As to my favorite location in nature to photograph, hands down that has to be nature’s most subtle and nuanced canvas – the beach. I have thousands of photographs of sand and water. Here are links to some sand photos and some water photos.

Do you identify yourself as a feminist and does this view manifest itself in your artistic endeavors?

I am absolutely a feminist. I came of age in the feminist-rich seventies and eighties. I joined a “women’s consciousness raising group” in college. I loved my women’s studies classes. My mother too is a feminist and as a woman artist struggling to gain traction in the male dominated art world of NYC, she marched with protest signs outside prominent galleries that had not a single woman artist represented! My father has feminist inclinations as well. Although he didn’t share the work of raising the kids and keeping house, he fought hard, at the industrial lighting factory where he worked as a designer, to get women in that workplace. Feminism is who I am.
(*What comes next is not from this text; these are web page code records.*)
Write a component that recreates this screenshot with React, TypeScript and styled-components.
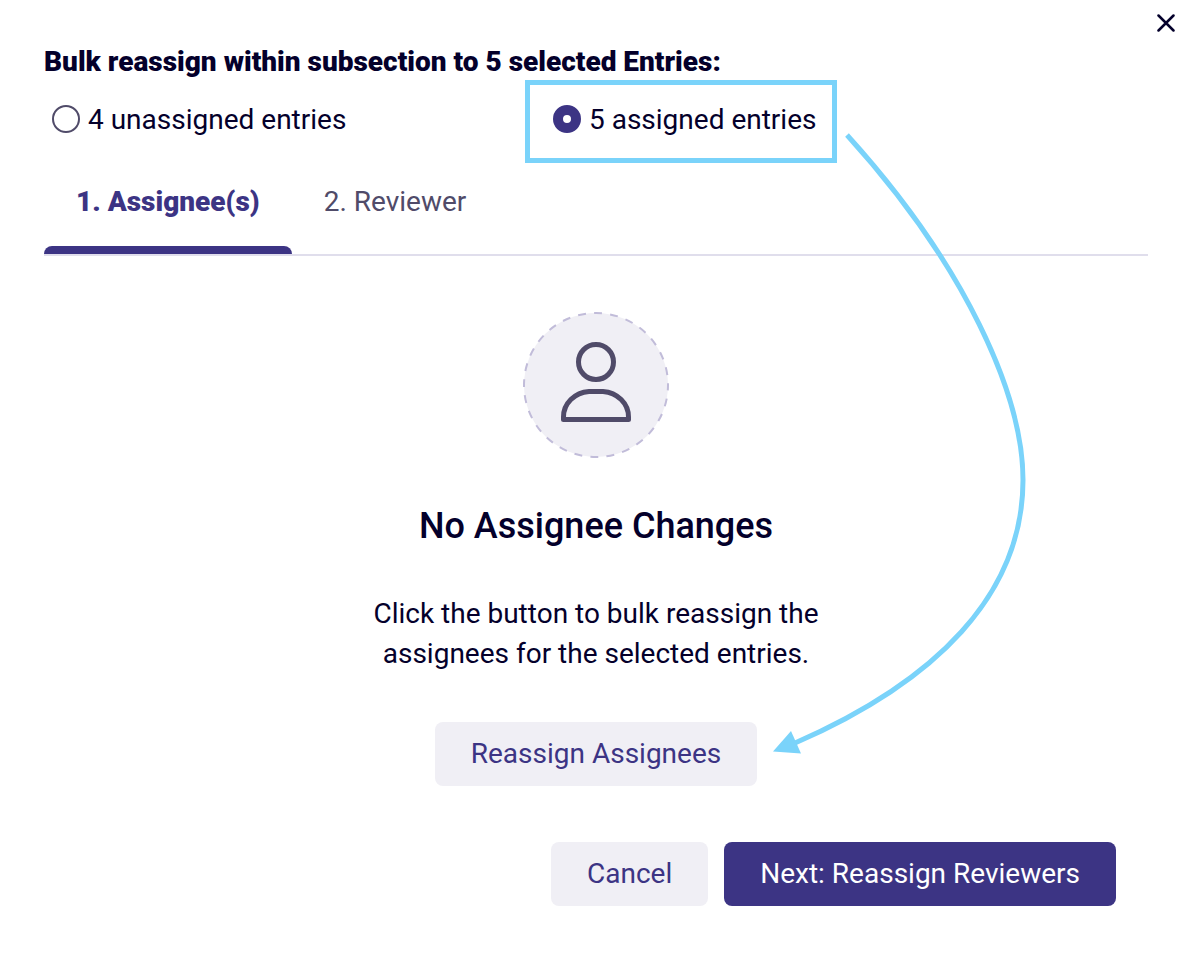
import React from "react";
import styled, { createGlobalStyle } from "styled-components";

const ink = "#04002b";
const indigo = "#3c3484";
const slate = "#504b69";
const mist = "#f0eff5";
const sky = "#7ad3fa";

const GlobalStyle = createGlobalStyle`
  *, *::before, *::after { box-sizing: border-box; }
  body {
    margin: 0;
    background: #fff;
    color: ${ink};
    font-family: Roboto, "Liberation Sans", sans-serif;
    font-size: 28px;
    line-height: 40px;
  }
  button { font: inherit; cursor: pointer; }
`;

const Dialog = styled.main`
  position: relative;
  padding: 0 40px 72px 44px;
`;

const TopBar = styled.div`
  display: flex;
  justify-content: flex-end;
  height: 42px;
  margin-right: -32px;
`;

const CloseButton = styled.button`
  display: grid;
  place-items: center;
  width: 28px;
  height: 46px;
  padding: 0;
  border: 0;
  background: none;
  color: ${ink};
`;

const Title = styled.h1`
  margin: 0;
  font-size: 28px;
  line-height: 40px;
  font-weight: 900;
`;

const Choices = styled.fieldset`
  display: flex;
  margin: 0;
  padding: 17px 94px 0 8px;
  border: 0;
`;

const Choice = styled.label`
  position: relative;
  display: flex;
  align-items: flex-start;
  gap: 8px;
  flex: 1 1 0;
  line-height: 42px;
  cursor: pointer;
`;

const Radio = styled.input`
  appearance: none;
  flex: none;
  width: 28px;
  height: 28px;
  margin: 6px 0 0;
  border: 2px solid ${slate};
  border-radius: 50%;
  background: #fff;
  &:checked {
    border: 10px solid ${indigo};
  }
`;

const Highlight = styled.span`
  position: absolute;
  top: -19px;
  left: -28px;
  width: 312px;
  height: 83px;
  border: 5px solid ${sky};
  pointer-events: none;
`;

const Tabs = styled.div`
  display: flex;
  margin-top: 24px;
  border-bottom: 2px solid #e0deec;
`;

const Tab = styled.button<{ $active?: boolean }>`
  position: relative;
  height: 89px;
  padding: 17px 32px 32px;
  border: 0;
  background: none;
  color: ${(p) => (p.$active ? indigo : slate)};
  font-weight: ${(p) => (p.$active ? 900 : 400)};
  &::after {
    content: "";
    display: ${(p) => (p.$active ? "block" : "none")};
    position: absolute;
    inset: auto 0 0;
    height: 8px;
    border-radius: 8px 8px 0 0;
    background: ${indigo};
  }
`;

const Panel = styled.section`
  display: flex;
  flex-direction: column;
  align-items: center;
  padding-top: 56px;
  text-align: center;
`;

const Heading = styled.h2`
  margin: 44px 0 0;
  font-size: 36px;
  line-height: 48px;
  font-weight: 500;
`;

const Text = styled.p`
  max-width: 480px;
  margin: 44px 0 48px;
`;

const Button = styled.button<{ $primary?: boolean }>`
  height: 64px;
  padding: 0 36px;
  border: 0;
  border-radius: 8px;
  background: ${(p) => (p.$primary ? indigo : mist)};
  color: ${(p) => (p.$primary ? "#fff" : indigo)};
`;

const Footer = styled.footer`
  display: flex;
  justify-content: flex-end;
  gap: 16px;
  padding: 56px 32px 0;
`;

const Arrow = styled.svg`
  position: absolute;
  top: 130px;
  left: 770px;
  pointer-events: none;
`;

function CloseIcon() {
  return (
    <svg width="18" height="18" viewBox="0 0 18 18" fill="none" stroke="currentColor" strokeWidth="2.5" strokeLinecap="round" aria-hidden="true">
      <path d="M1.5 1.5l15 15M16.5 1.5l-15 15" />
    </svg>
  );
}

function PersonBadge() {
  return (
    <svg width="146" height="146" viewBox="0 0 146 146" fill="none" aria-hidden="true">
      <circle cx="73" cy="73" r="72" fill={mist} stroke="#c1bcd9" strokeWidth="2" strokeDasharray="8 8.157" strokeDashoffset="2.5" />
      <circle cx="73" cy="50" r="17.5" stroke={slate} strokeWidth="5" />
      <path d="M40.5 107.5V105A27.5 25.5 0 0 1 66 79.5H80A27.5 25.5 0 0 1 105.5 105V107.5Z" stroke={slate} strokeWidth="5" strokeLinejoin="round" />
    </svg>
  );
}

export default function App() {
  return (
    <>
      <GlobalStyle />
      <Dialog>
        <TopBar>
          <CloseButton aria-label="Close">
            <CloseIcon />
          </CloseButton>
        </TopBar>
        <Title>Bulk reassign within subsection to 5 selected Entries:</Title>
        <Choices>
          <Choice>
            <Radio type="radio" name="scope" />
            4 unassigned entries
          </Choice>
          <Choice>
            <Radio type="radio" name="scope" defaultChecked />
            5 assigned entries
            <Highlight />
          </Choice>
        </Choices>
        <Tabs role="tablist">
          <Tab role="tab" aria-selected="true" $active>1. Assignee(s)</Tab>
          <Tab role="tab" aria-selected="false">2. Reviewer</Tab>
        </Tabs>
        <Panel>
          <PersonBadge />
          <Heading>No Assignee Changes</Heading>
          <Text>Click the button to bulk reassign the assignees for the selected entries.</Text>
          <Button>Reassign Assignees</Button>
        </Panel>
        <Footer>
          <Button>Cancel</Button>
          <Button $primary>Next: Reassign Reviewers</Button>
        </Footer>
        <Arrow width="260" height="630" viewBox="770 130 260 630" fill="none" aria-hidden="true">
          <path d="M847 135C965 265 1023 395 1023 480C1023 595 935 682 795 743" stroke={sky} strokeWidth="5" />
          <path d="M773 751.5L791 731L801 753.5Z" fill={sky} />
        </Arrow>
      </Dialog>
    </>
  );
}
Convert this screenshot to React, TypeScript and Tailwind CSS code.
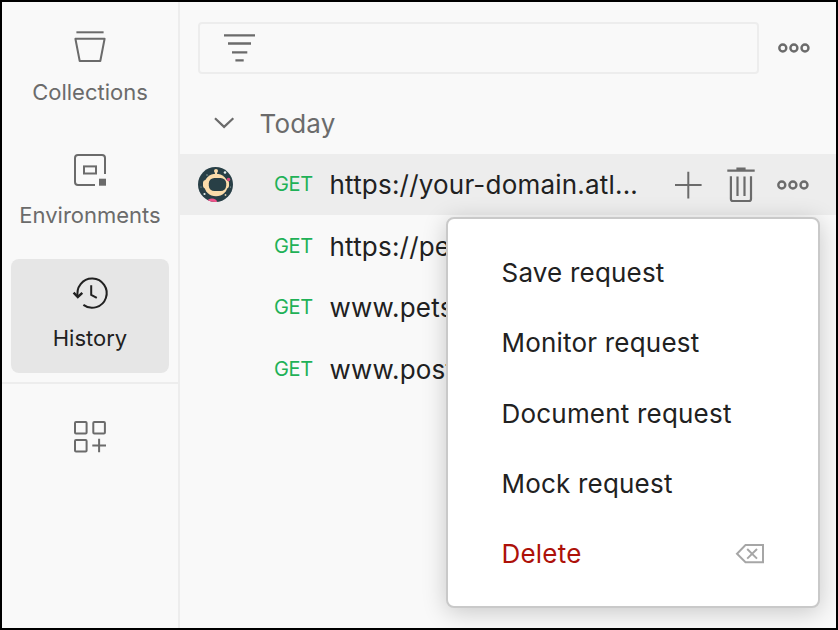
import type { ReactNode } from "react";

function NavItem({ label, active = false, children }: { label: string; active?: boolean; children: ReactNode }) {
  return (
    <button
      className={`flex h-[114px] w-[158px] flex-col items-center rounded-lg pt-3.5 ${
        active ? "bg-[#e6e6e6] text-[#212121]" : "text-[#6b6b6b]"
      }`}
    >
      <svg className="h-10 w-10" viewBox="0 0 40 40" fill="none" stroke="currentColor" strokeWidth="2">
        {children}
      </svg>
      <span className="mt-[11px] text-[22px] leading-7 whitespace-nowrap">{label}</span>
    </button>
  );
}

function Dots() {
  return (
    <svg className="h-10 w-10" viewBox="0 0 40 40" fill="none" stroke="#6b6b6b" strokeWidth="2.4">
      <circle cx="8.8" cy="20" r="3.5" />
      <circle cx="19.9" cy="20" r="3.5" />
      <circle cx="31" cy="20" r="3.5" />
    </svg>
  );
}

function Avatar() {
  return (
    <svg className="h-[35px] w-[35px]" viewBox="0 0 35 35">
      <defs>
        <clipPath id="face">
          <circle cx="17.5" cy="17.5" r="17.5" />
        </clipPath>
      </defs>
      <g clipPath="url(#face)">
        <rect width="35" height="35" fill="#283f46" />
        <circle cx="18" cy="4" r="2" fill="#fbdcab" />
        <rect x="17" y="4" width="2" height="4" fill="#fbdcab" />
        <rect x="5" y="13" width="26" height="8.5" rx="3" fill="#fbdcab" />
        <ellipse cx="18" cy="18" rx="11.8" ry="11.2" fill="#fbdcab" />
        <rect x="10.8" y="10.9" width="17.4" height="13.2" rx="5.6" fill="#283f46" />
        <circle cx="30.5" cy="12.5" r="1.8" fill="#d9497d" />
        <ellipse cx="14" cy="34.5" rx="5" ry="3" fill="#f0558c" />
        <circle cx="27" cy="5.5" r="1.3" fill="#e8f0ee" />
        <circle cx="6.5" cy="27" r="1.1" fill="#e8f0ee" />
        <circle cx="27.5" cy="28" r="0.9" fill="#d9c9a4" />
        <circle cx="9" cy="8" r="0.7" fill="#9db3b0" />
        <circle cx="3" cy="20" r="0.6" fill="#9db3b0" />
        <circle cx="32.5" cy="20" r="0.6" fill="#9db3b0" />
      </g>
    </svg>
  );
}

function Method() {
  return <span className="-mt-0.5 w-14 text-[20px] leading-7 tracking-[-0.4px] text-[#1fb157]">GET</span>;
}

function RequestRow({ url }: { url: string }) {
  return (
    <div className="flex h-[61.7px] items-center pl-[94px]">
      <Method />
      <span className="-ml-[0.5px] text-[26px] leading-8 tracking-[0.2px] whitespace-nowrap">{url}</span>
    </div>
  );
}

const menuItems = ["Save request", "Monitor request", "Document request", "Mock request"];

export default function App() {
  return (
    <div className="relative flex h-[630px] w-[838px] overflow-hidden border-2 border-black bg-[#f9f9f9] font-['Inter','Liberation_Sans',sans-serif] text-[#212121]">
      <nav className="flex w-[178px] shrink-0 flex-col items-center border-r-2 border-[#ededed]">
        <div className="flex flex-col gap-[9px] pt-[11px]">
          <NavItem label="Collections">
            <path d="M6.4 5.3H33.6" />
            <path d="M5.4 11.8H34.6L30.3 34H9.7Z" strokeLinejoin="round" />
          </NavItem>
          <NavItem label="Environments">
            <path d="M25 35H8a3 3 0 0 1-3-3V8a3 3 0 0 1 3-3H32a3 3 0 0 1 3 3V24" />
            <rect x="14" y="16.4" width="12" height="7.1" />
            <rect x="29" y="28.7" width="7" height="7" fill="currentColor" stroke="none" />
          </NavItem>
          <NavItem label="History" active>
            <path d="M8 24A14.6 14.6 0 1 1 13.4 31.9" />
            <path d="M3.6 19.6L7.8 24L12.3 19.8" strokeWidth="2.4" />
            <path d="M21.2 12.2V21.8L26.8 24.8" />
          </NavItem>
        </div>
        <div className="mt-[9px] h-0.5 w-full bg-[#ededed]" />
        <svg className="mt-8 h-10 w-10" viewBox="0 0 40 40" fill="none" stroke="#6b6b6b" strokeWidth="2">
          <rect x="5" y="6" width="11.6" height="11.4" rx="1" />
          <rect x="23.3" y="6" width="11.6" height="11.4" rx="1" />
          <rect x="5" y="24.1" width="11.6" height="11.4" rx="1" />
          <path d="M22.3 29.4H36M29.1 22.7V36.2" />
        </svg>
      </nav>

      <main className="flex min-w-0 flex-1 flex-col">
        <div className="mt-5 flex h-[52px] items-center pl-[18px]">
          <div className="flex h-[52px] w-[561px] items-center rounded border-2 border-[#ededed] pl-[19px]">
            <svg className="h-10 w-10" viewBox="0 0 40 40" stroke="#6b6b6b" strokeWidth="2.4">
              <path d="M5 7.4H36M9 15.5H32M13 24.4H28.3M16.4 32.4H24.7" />
            </svg>
          </div>
          <div className="ml-[15px]">
            <Dots />
          </div>
        </div>

        <div className="mt-[30px] flex h-10 items-center pl-6">
          <svg className="h-10 w-10" viewBox="0 0 40 40" fill="none" stroke="#6b6b6b" strokeWidth="2.2">
            <path d="M11 14.3L20.1 22.9L29.3 14.3" />
          </svg>
          <span className="ml-[15.5px] text-[26px] leading-8 tracking-[0.2px] text-[#6b6b6b]">Today</span>
        </div>

        <div className="mt-[10px] mb-[0.7px] flex h-[61px] shrink-0 items-center bg-[#ededed] pl-[18px]">
          <Avatar />
          <div className="ml-[41px] flex items-center">
            <Method />
            <span className="-ml-[0.5px] w-[340.5px] text-[26px] leading-8 tracking-[0.2px] whitespace-nowrap">
              https://your-domain.atl...
            </span>
          </div>
          <svg className="-ml-0.5 h-10 w-10" viewBox="0 0 40 40" stroke="#6b6b6b" strokeWidth="2">
            <path d="M7 20H33.6M20.3 6.7V33.4" />
          </svg>
          <svg className="ml-3 h-10 w-10" viewBox="0 0 40 40" fill="none" stroke="#6b6b6b" strokeWidth="2.2">
            <path d="M7.3 5.6H34.7M16.4 3.6H25.6M17.5 11.5V31M24.5 11.5V31" />
            <path d="M10.9 11.2V34a2 2 0 0 0 2 2H29a2 2 0 0 0 2-2V11.2" />
          </svg>
          <div className="ml-[13px]">
            <Dots />
          </div>
        </div>
        <RequestRow url="https://petstore.io" />
        <RequestRow url="www.petstore.io" />
        <RequestRow url="www.postman.com" />
      </main>

      <div className="absolute top-[215px] left-[444px] flex h-[391px] w-[374px] flex-col rounded-lg border-2 border-[#c9c9c9] bg-white pt-[18.8px] pl-[53.5px] text-[26px] tracking-[0.2px] shadow-[0_4px_24px_rgba(0,0,0,0.2)]">
        {menuItems.map((item) => (
          <div key={item} className="flex h-[70.3px] items-center leading-8 whitespace-nowrap">
            {item}
          </div>
        ))}
        <div className="flex h-[70.3px] items-center justify-between pr-12 leading-8 text-[#ad1109]">
          Delete
          <svg className="h-10 w-10" viewBox="0 0 40 40" fill="none" stroke="#a6a6a6" strokeWidth="2">
            <path d="M15.5 11.1H33V28.3H15.5L7 19.7Z" />
            <path d="M17.2 15L27 24.6M27 15L17.2 24.6" />
          </svg>
        </div>
      </div>
    </div>
  );
}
And it must manifest in my artistic endeavors although I am not able to extricate the influence.


Sara Kirschenbaum is a writer and artist living in Portland, Oregon.  She draws from the model on paper and clay, and takes photographs.   Her work has been shown in Portland and in Switzerland.  She has been published in Fiction International, J Journal, Kalliope, Mothering Magazine, The Oregonian, Poetica, Portland Parent, and Portland Tribune.  She has been a commentator for NPR’s Marketplace and has been published on Salon.com.  She is currently seeking a publisher for her memoir about postpartum OCD.